Truffles are one of the rarest and luxurious ingredients out there to help spice up your kitchen, and there are good reasons for that prestige (although not necessarily positive ones): World population has significantly increased, leading to new markets wanting to consume high-end products, while at the same time, Europe’s black winter truffle is on a one-way ticket towards extinction, following human impact and more rampant growing fungi.
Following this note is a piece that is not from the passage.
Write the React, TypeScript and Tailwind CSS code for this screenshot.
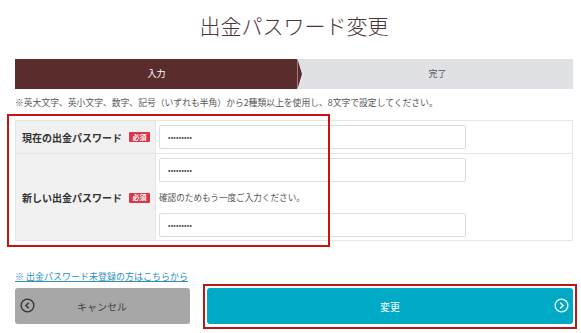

When demand goes up and supply falls - the price rises, and today, 1kg of truffles goes on the market for between $1,200-$2,000 and rising. However, Israeli agtech startup ILSAR claims to have cracked the truffle code and can grow it using new technologies, setting up Israel as a new exporter of the valuable and luxurious fungi.

Truffles for acres

ILSAR developed a system for growing and cultivating truffles. Starting with a lab where the truffle spores bind to a mix of oak seedlings and hazelnuts. After the lab, the seedlings are moved to a greenhouse until they are finally moved to the ground, simulating natural growth. If you want to make the trip, the company is already operational on over 100 acres up in the Golan Heights, with plans to expand by the end of the year.
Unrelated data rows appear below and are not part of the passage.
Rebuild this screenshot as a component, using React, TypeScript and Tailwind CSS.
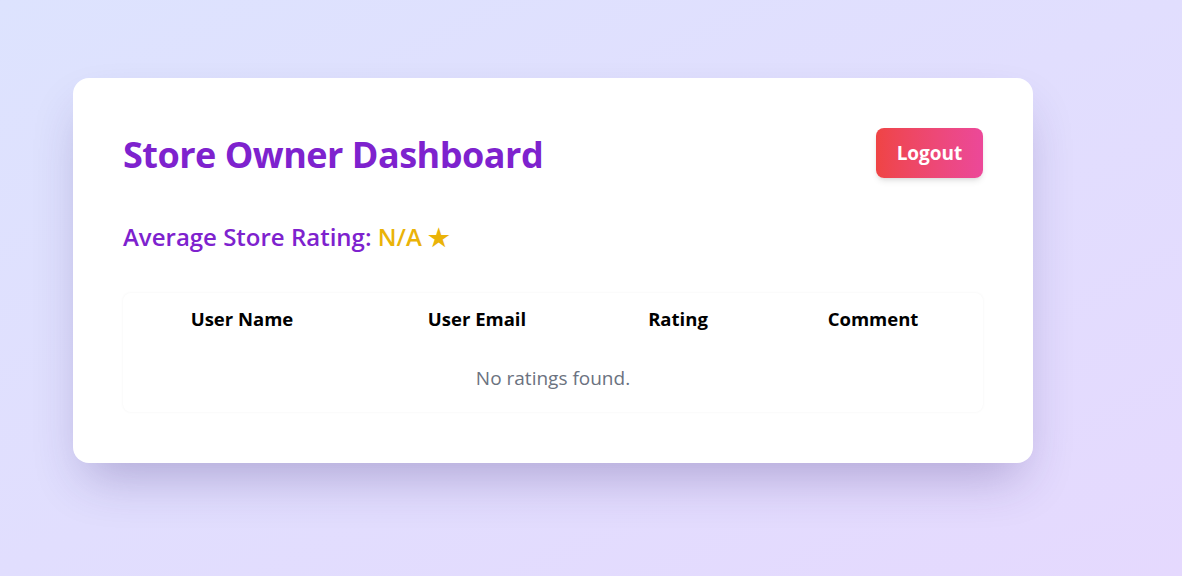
import React from "react";

export default function App() {
  const font = { fontFamily: '"Open Sans", "Noto Sans", sans-serif' };
  return (
    <div
      className="min-h-[576px] w-full bg-gradient-to-br from-[#dde3fe] to-[#e5d9fe] pt-[78px] pl-[73px]"
      style={font}
    >
      <div className="w-[960px] rounded-2xl bg-white px-[50px] pt-[50px] pb-[51px] shadow-[0_25px_50px_-12px_rgba(60,40,120,0.3)]">
        <div className="flex h-[50px] items-center justify-between">
          <h1 className="mt-[3px] text-[36px] font-bold leading-none tracking-[-0.5px] text-[#7e22ce]">
            Store Owner Dashboard
          </h1>
          <button className="h-[50px] w-[107px] rounded-lg bg-gradient-to-r from-[#ef4444] to-[#ec4899] text-[19px] font-bold text-white shadow-md">
            Logout
          </button>
        </div>
        <div className="mt-[44px] text-[24px] font-semibold leading-[30px] text-[#7e22ce]">
          Average Store Rating: <span className="text-[#eab308]">N/A ★</span>
        </div>
        <div className="mt-[41px] overflow-hidden rounded-lg bg-white shadow-[0_0_3px_rgba(0,0,0,0.05)]">
          <table className="w-[860px] table-fixed border-collapse">
            <colgroup>
              <col className="w-[238px]" />
              <col className="w-[232px]" />
              <col className="w-[170px]" />
              <col className="w-[220px]" />
            </colgroup>
            <thead>
              <tr className="h-[52px]">
                <th className="text-center text-[18.5px] font-bold text-black">User Name</th>
                <th className="text-center text-[18.5px] font-bold text-black">User Email</th>
                <th className="text-center text-[18.5px] font-bold text-black">Rating</th>
                <th className="text-center text-[18.5px] font-bold text-black">Comment</th>
              </tr>
            </thead>
            <tbody>
              <tr className="h-[67px]">
                <td colSpan={4} className="text-center text-[19px] text-[#6b7280]">
                  No ratings found.
                </td>
              </tr>
            </tbody>
          </table>
        </div>
      </div>
    </div>
  );
}
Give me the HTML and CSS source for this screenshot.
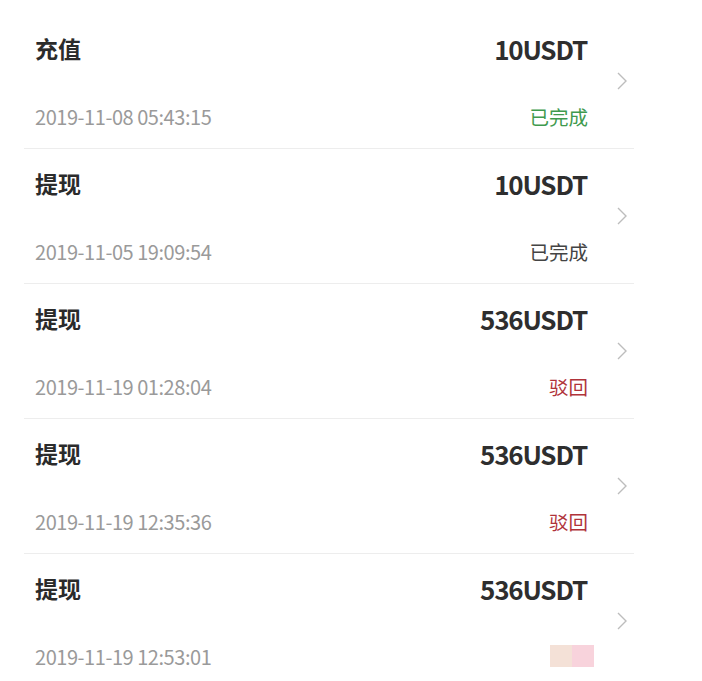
FILE: index.html
```html
<!DOCTYPE html>
<html lang="zh-CN">
<head>
<meta charset="utf-8">
<link rel="stylesheet" href="styles.css">
</head>
<body>
<ul class="list">
  <li class="row">
    <div class="main">
      <div class="line top"><span class="title">充值</span><span class="amount">10USDT</span></div>
      <div class="line bottom"><span class="date">2019-11-08 05:43:15</span><span class="status done">已完成</span></div>
    </div>
    <svg class="chev" viewBox="0 0 10 18" width="10" height="18"><path d="M1 1 L9 9 L1 17" fill="none" stroke="#bdbdbd" stroke-width="1.4"/></svg>
  </li>
  <li class="row">
    <div class="main">
      <div class="line top"><span class="title">提现</span><span class="amount">10USDT</span></div>
      <div class="line bottom"><span class="date">2019-11-05 19:09:54</span><span class="status plain">已完成</span></div>
    </div>
    <svg class="chev" viewBox="0 0 10 18" width="10" height="18"><path d="M1 1 L9 9 L1 17" fill="none" stroke="#bdbdbd" stroke-width="1.4"/></svg>
  </li>
  <li class="row">
    <div class="main">
      <div class="line top"><span class="title">提现</span><span class="amount">536USDT</span></div>
      <div class="line bottom"><span class="date">2019-11-19 01:28:04</span><span class="status reject">驳回</span></div>
    </div>
    <svg class="chev" viewBox="0 0 10 18" width="10" height="18"><path d="M1 1 L9 9 L1 17" fill="none" stroke="#bdbdbd" stroke-width="1.4"/></svg>
  </li>
  <li class="row">
    <div class="main">
      <div class="line top"><span class="title">提现</span><span class="amount">536USDT</span></div>
      <div class="line bottom"><span class="date">2019-11-19 12:35:36</span><span class="status reject">驳回</span></div>
    </div>
    <svg class="chev" viewBox="0 0 10 18" width="10" height="18"><path d="M1 1 L9 9 L1 17" fill="none" stroke="#bdbdbd" stroke-width="1.4"/></svg>
  </li>
  <li class="row last">
    <div class="main">
      <div class="line top"><span class="title">提现</span><span class="amount">536USDT</span></div>
      <div class="line bottom"><span class="date">2019-11-19 12:53:01</span><span class="status blur"><i class="b1"></i><i class="b2"></i></span></div>
    </div>
    <svg class="chev" viewBox="0 0 10 18" width="10" height="18"><path d="M1 1 L9 9 L1 17" fill="none" stroke="#bdbdbd" stroke-width="1.4"/></svg>
  </li>
</ul>
</body>
</html>
```
FILE: styles.css
```css
html, body {
  margin: 0;
  padding: 0;
  background: #fff;
  font-family: "Noto Sans CJK SC", "Noto Sans", sans-serif;
}
.list {
  list-style: none;
  margin: 0;
  padding: 14px 0 0 24px;
  width: 610px;
}
.row {
  display: flex;
  align-items: center;
  height: 134px;
  border-bottom: 1px solid #ededed;
  padding-left: 11px;
}
.row.last {
  border-bottom: none;
}
.main {
  flex: 1;
  display: flex;
  flex-direction: column;
  align-self: stretch;
  padding-top: 19px;
}
.line {
  display: flex;
  justify-content: space-between;
  align-items: center;
}
.line.top {
  height: 30px;
}
.line.bottom {
  height: 26px;
  margin-top: 40px;
}
.title {
  font-size: 23px;
  font-weight: 700;
  color: #2b2b2b;
}
.amount {
  font-size: 26px;
  font-weight: 700;
  color: #2e2e2e;
  letter-spacing: -1.2px;
  margin-right: 1px;
}
.date {
  font-size: 20px;
  color: #9a9a9a;
  letter-spacing: -0.45px;
}
.status {
  font-size: 19.5px;
}
.status.done { color: #3f9a4e; }
.status.plain { color: #444; }
.status.reject { color: #b0333a; }
.status.blur {
  display: flex;
  margin-right: -6px;
}
.blur i {
  display: block;
  width: 22px;
  height: 22px;
}
.blur .b1 { background: #f4e1d7; }
.blur .b2 { background: #f8d3dc; }
.chev {
  margin-left: 29px;
  margin-right: 7px;
  flex: none;
}
```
CEO and co-founder Nimrod Tabenkin explains in a chat with Geektime that because truffles are delicate and very hard to grow, ILSAR developed a Blockchain-like process, “which allows growers to monitor and verify the quality of the micro seedling from a spore, throughout the entire growth cycle, and picking, packing, and shipping processes.” He notes that the company uses Big Data to tag each seedling with all of its relevant info, including seed source, spore source, genetic measurements, lab readings, and proper care protocol.


Many around the world are attempting to find a way to control black truffle growth, but according to ILSAR, only 15% of global plantations are successful in providing yield after 5-8 years from spore to package. Only by using Big Data has the company found the right biological symbiosis and connection between the root and fungi of the black winter truffle.

ILSAR was founded in 2011 by chairman Yoel Givol, CEO Nimrod Tabenkin, and CTO Tal Monchase, and employ a team of 10 at the Golan Heights-based lab. Today (Monday), the startup closed a $5 million Series A funding rounf, led by AP Partners. The company said that the funds will be used towards advancing practical research and additional cultivation technologies, in order to become a dominating force in the global truffle market.